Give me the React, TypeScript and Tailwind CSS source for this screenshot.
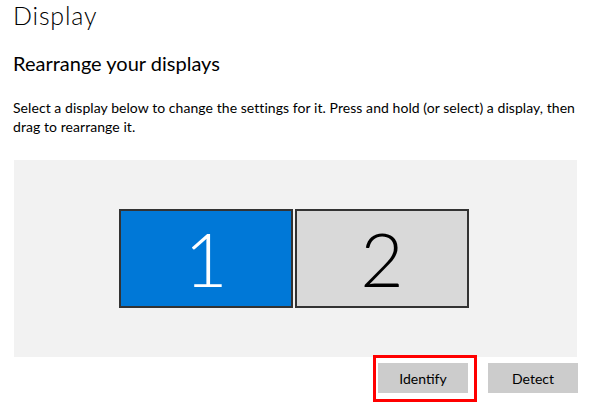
import React from 'react';

const Monitor = ({ n, active }: { n: number; active?: boolean }) => (
  <div
    className={`w-[174px] h-[99px] border-2 border-[#333333] flex items-center justify-center ${
      active ? 'bg-[#0078d7] text-white' : 'bg-[#d9d9d9] text-black'
    }`}
  >
    <span className="text-[75px] font-light leading-none">{n}</span>
  </div>
);

export default function App() {
  return (
    <div className="w-[591px] h-[406px] bg-white text-black overflow-hidden font-['Lato',sans-serif]">
      <h1 className="pl-[13px] text-[25px] leading-[30px] font-light tracking-[0.8px]">Display</h1>
      <h2 className="mt-[19px] pl-[13px] text-[20px] leading-[28px]">Rearrange your displays</h2>
      <p className="mt-[21px] pl-[13px] w-[580px] text-[14px] leading-[19px] tracking-[0.06px]">
        Select a display below to change the settings for it. Press and hold (or select) a display, then drag to
        rearrange it.
      </p>

      <div className="mt-[24px] ml-[14px] w-[563px] h-[197px] bg-[#f2f2f2] flex items-center pl-[105px] gap-[2px]">
        <Monitor n={1} active />
        <Monitor n={2} />
      </div>

      <div className="mt-[6px] ml-[378px] flex gap-[20px]">
        <div className="relative">
          <button className="w-[90px] h-[30px] bg-[#cccccc] text-[14px]">Identify</button>
          <div className="absolute left-[-5px] top-[-8px] w-[104px] h-[47px] border-[3px] border-[#ff0000] pointer-events-none" />
        </div>
        <button className="w-[90px] h-[30px] bg-[#cccccc] text-[14px]">Detect</button>
      </div>
    </div>
  );
}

......

● EXERCISE PROMPT: Output the material word for word, omitting its pictures.

● THE OUTPUT:
Give me the React, TypeScript and Tailwind CSS source for this screenshot.
import React from 'react';

const Monitor = ({ n, active }: { n: number; active?: boolean }) => (
  <div
    className={`w-[174px] h-[99px] border-2 border-[#333333] flex items-center justify-center ${
      active ? 'bg-[#0078d7] text-white' : 'bg-[#d9d9d9] text-black'
    }`}
  >
    <span className="text-[75px] font-light leading-none">{n}</span>
  </div>
);

export default function App() {
  return (
    <div className="w-[591px] h-[406px] bg-white text-black overflow-hidden font-['Lato',sans-serif]">
      <h1 className="pl-[13px] text-[25px] leading-[30px] font-light tracking-[0.8px]">Display</h1>
      <h2 className="mt-[19px] pl-[13px] text-[20px] leading-[28px]">Rearrange your displays</h2>
      <p className="mt-[21px] pl-[13px] w-[580px] text-[14px] leading-[19px] tracking-[0.06px]">
        Select a display below to change the settings for it. Press and hold (or select) a display, then drag to
        rearrange it.
      </p>

      <div className="mt-[24px] ml-[14px] w-[563px] h-[197px] bg-[#f2f2f2] flex items-center pl-[105px] gap-[2px]">
        <Monitor n={1} active />
        <Monitor n={2} />
      </div>

      <div className="mt-[6px] ml-[378px] flex gap-[20px]">
        <div className="relative">
          <button className="w-[90px] h-[30px] bg-[#cccccc] text-[14px]">Identify</button>
          <div className="absolute left-[-5px] top-[-8px] w-[104px] h-[47px] border-[3px] border-[#ff0000] pointer-events-none" />
        </div>
        <button className="w-[90px] h-[30px] bg-[#cccccc] text-[14px]">Detect</button>
      </div>
    </div>
  );
}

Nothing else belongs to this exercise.